Can you write out all of the material below, word for word?

--- begin Data ---

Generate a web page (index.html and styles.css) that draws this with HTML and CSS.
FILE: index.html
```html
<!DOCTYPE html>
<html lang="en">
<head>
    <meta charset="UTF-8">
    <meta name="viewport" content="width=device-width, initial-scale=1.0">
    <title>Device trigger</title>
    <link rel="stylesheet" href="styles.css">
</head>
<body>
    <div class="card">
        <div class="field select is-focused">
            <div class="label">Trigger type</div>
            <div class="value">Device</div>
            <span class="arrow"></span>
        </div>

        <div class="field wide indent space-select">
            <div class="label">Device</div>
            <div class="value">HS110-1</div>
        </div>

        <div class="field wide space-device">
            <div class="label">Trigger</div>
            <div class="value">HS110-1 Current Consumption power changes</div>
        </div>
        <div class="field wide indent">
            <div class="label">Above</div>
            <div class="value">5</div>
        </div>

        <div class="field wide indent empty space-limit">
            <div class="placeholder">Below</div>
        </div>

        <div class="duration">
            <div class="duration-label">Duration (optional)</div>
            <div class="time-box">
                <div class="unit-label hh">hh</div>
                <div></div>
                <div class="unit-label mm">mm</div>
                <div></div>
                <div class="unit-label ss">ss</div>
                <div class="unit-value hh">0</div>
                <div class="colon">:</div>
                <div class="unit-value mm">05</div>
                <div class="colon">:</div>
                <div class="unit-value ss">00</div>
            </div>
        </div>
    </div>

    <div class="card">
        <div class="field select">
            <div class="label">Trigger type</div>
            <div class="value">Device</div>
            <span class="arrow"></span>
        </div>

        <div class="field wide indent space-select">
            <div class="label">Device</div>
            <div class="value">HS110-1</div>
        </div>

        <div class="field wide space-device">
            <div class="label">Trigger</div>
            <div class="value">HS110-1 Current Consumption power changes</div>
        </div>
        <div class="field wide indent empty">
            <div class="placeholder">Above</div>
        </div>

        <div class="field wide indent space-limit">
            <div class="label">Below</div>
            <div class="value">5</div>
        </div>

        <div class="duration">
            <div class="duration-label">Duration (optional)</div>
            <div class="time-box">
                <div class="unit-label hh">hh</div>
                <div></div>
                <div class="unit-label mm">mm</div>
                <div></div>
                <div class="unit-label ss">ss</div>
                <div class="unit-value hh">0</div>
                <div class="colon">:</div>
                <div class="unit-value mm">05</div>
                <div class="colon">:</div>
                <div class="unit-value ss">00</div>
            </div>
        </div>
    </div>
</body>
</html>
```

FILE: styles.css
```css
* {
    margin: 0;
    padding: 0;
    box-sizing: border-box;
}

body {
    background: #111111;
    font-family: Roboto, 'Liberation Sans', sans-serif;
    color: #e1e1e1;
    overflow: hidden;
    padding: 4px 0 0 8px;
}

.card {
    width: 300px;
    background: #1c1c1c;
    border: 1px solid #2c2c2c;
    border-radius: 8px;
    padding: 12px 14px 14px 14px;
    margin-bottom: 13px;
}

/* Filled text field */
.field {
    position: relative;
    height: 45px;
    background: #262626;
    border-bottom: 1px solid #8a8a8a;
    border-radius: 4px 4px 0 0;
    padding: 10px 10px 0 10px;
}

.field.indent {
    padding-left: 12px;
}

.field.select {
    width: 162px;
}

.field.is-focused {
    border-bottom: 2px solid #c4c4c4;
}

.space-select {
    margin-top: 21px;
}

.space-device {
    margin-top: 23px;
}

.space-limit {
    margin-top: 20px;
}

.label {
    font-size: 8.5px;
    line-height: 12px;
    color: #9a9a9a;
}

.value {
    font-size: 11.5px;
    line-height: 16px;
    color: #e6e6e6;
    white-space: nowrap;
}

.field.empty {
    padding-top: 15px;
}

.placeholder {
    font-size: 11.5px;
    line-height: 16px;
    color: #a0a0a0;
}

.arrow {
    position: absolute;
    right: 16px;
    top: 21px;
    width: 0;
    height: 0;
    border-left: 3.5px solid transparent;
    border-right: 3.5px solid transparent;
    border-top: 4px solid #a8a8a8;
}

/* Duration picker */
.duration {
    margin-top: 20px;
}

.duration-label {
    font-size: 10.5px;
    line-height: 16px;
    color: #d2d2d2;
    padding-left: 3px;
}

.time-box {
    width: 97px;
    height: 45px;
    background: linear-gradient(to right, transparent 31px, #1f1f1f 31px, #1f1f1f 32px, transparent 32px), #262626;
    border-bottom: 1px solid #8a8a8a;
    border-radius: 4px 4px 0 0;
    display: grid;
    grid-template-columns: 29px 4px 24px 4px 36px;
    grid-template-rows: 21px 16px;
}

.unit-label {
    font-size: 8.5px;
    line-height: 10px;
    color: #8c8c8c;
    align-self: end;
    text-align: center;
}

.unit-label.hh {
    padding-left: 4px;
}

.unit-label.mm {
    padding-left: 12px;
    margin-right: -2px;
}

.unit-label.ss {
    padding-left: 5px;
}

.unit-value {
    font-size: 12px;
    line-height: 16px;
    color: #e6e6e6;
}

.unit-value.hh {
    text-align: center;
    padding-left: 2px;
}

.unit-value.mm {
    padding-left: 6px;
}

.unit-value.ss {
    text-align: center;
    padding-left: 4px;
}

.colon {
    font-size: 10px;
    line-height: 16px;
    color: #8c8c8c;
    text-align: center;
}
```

--- end Data ---

# Expected answer
Generate a web page (index.html and styles.css) that draws this with HTML and CSS.
FILE: index.html
```html
<!DOCTYPE html>
<html lang="en">
<head>
    <meta charset="UTF-8">
    <meta name="viewport" content="width=device-width, initial-scale=1.0">
    <title>Device trigger</title>
    <link rel="stylesheet" href="styles.css">
</head>
<body>
    <div class="card">
        <div class="field select is-focused">
            <div class="label">Trigger type</div>
            <div class="value">Device</div>
            <span class="arrow"></span>
        </div>

        <div class="field wide indent space-select">
            <div class="label">Device</div>
            <div class="value">HS110-1</div>
        </div>

        <div class="field wide space-device">
            <div class="label">Trigger</div>
            <div class="value">HS110-1 Current Consumption power changes</div>
        </div>
        <div class="field wide indent">
            <div class="label">Above</div>
            <div class="value">5</div>
        </div>

        <div class="field wide indent empty space-limit">
            <div class="placeholder">Below</div>
        </div>

        <div class="duration">
            <div class="duration-label">Duration (optional)</div>
            <div class="time-box">
                <div class="unit-label hh">hh</div>
                <div></div>
                <div class="unit-label mm">mm</div>
                <div></div>
                <div class="unit-label ss">ss</div>
                <div class="unit-value hh">0</div>
                <div class="colon">:</div>
                <div class="unit-value mm">05</div>
                <div class="colon">:</div>
                <div class="unit-value ss">00</div>
            </div>
        </div>
    </div>

    <div class="card">
        <div class="field select">
            <div class="label">Trigger type</div>
            <div class="value">Device</div>
            <span class="arrow"></span>
        </div>

        <div class="field wide indent space-select">
            <div class="label">Device</div>
            <div class="value">HS110-1</div>
        </div>

        <div class="field wide space-device">
            <div class="label">Trigger</div>
            <div class="value">HS110-1 Current Consumption power changes</div>
        </div>
        <div class="field wide indent empty">
            <div class="placeholder">Above</div>
        </div>

        <div class="field wide indent space-limit">
            <div class="label">Below</div>
            <div class="value">5</div>
        </div>

        <div class="duration">
            <div class="duration-label">Duration (optional)</div>
            <div class="time-box">
                <div class="unit-label hh">hh</div>
                <div></div>
                <div class="unit-label mm">mm</div>
                <div></div>
                <div class="unit-label ss">ss</div>
                <div class="unit-value hh">0</div>
                <div class="colon">:</div>
                <div class="unit-value mm">05</div>
                <div class="colon">:</div>
                <div class="unit-value ss">00</div>
            </div>
        </div>
    </div>
</body>
</html>
```

FILE: styles.css
```css
* {
    margin: 0;
    padding: 0;
    box-sizing: border-box;
}

body {
    background: #111111;
    font-family: Roboto, 'Liberation Sans', sans-serif;
    color: #e1e1e1;
    overflow: hidden;
    padding: 4px 0 0 8px;
}

.card {
    width: 300px;
    background: #1c1c1c;
    border: 1px solid #2c2c2c;
    border-radius: 8px;
    padding: 12px 14px 14px 14px;
    margin-bottom: 13px;
}

/* Filled text field */
.field {
    position: relative;
    height: 45px;
    background: #262626;
    border-bottom: 1px solid #8a8a8a;
    border-radius: 4px 4px 0 0;
    padding: 10px 10px 0 10px;
}

.field.indent {
    padding-left: 12px;
}

.field.select {
    width: 162px;
}

.field.is-focused {
    border-bottom: 2px solid #c4c4c4;
}

.space-select {
    margin-top: 21px;
}

.space-device {
    margin-top: 23px;
}

.space-limit {
    margin-top: 20px;
}

.label {
    font-size: 8.5px;
    line-height: 12px;
    color: #9a9a9a;
}

.value {
    font-size: 11.5px;
    line-height: 16px;
    color: #e6e6e6;
    white-space: nowrap;
}

.field.empty {
    padding-top: 15px;
}

.placeholder {
    font-size: 11.5px;
    line-height: 16px;
    color: #a0a0a0;
}

.arrow {
    position: absolute;
    right: 16px;
    top: 21px;
    width: 0;
    height: 0;
    border-left: 3.5px solid transparent;
    border-right: 3.5px solid transparent;
    border-top: 4px solid #a8a8a8;
}

/* Duration picker */
.duration {
    margin-top: 20px;
}

.duration-label {
    font-size: 10.5px;
    line-height: 16px;
    color: #d2d2d2;
    padding-left: 3px;
}

.time-box {
    width: 97px;
    height: 45px;
    background: linear-gradient(to right, transparent 31px, #1f1f1f 31px, #1f1f1f 32px, transparent 32px), #262626;
    border-bottom: 1px solid #8a8a8a;
    border-radius: 4px 4px 0 0;
    display: grid;
    grid-template-columns: 29px 4px 24px 4px 36px;
    grid-template-rows: 21px 16px;
}

.unit-label {
    font-size: 8.5px;
    line-height: 10px;
    color: #8c8c8c;
    align-self: end;
    text-align: center;
}

.unit-label.hh {
    padding-left: 4px;
}

.unit-label.mm {
    padding-left: 12px;
    margin-right: -2px;
}

.unit-label.ss {
    padding-left: 5px;
}

.unit-value {
    font-size: 12px;
    line-height: 16px;
    color: #e6e6e6;
}

.unit-value.hh {
    text-align: center;
    padding-left: 2px;
}

.unit-value.mm {
    padding-left: 6px;
}

.unit-value.ss {
    text-align: center;
    padding-left: 4px;
}

.colon {
    font-size: 10px;
    line-height: 16px;
    color: #8c8c8c;
    text-align: center;
}
```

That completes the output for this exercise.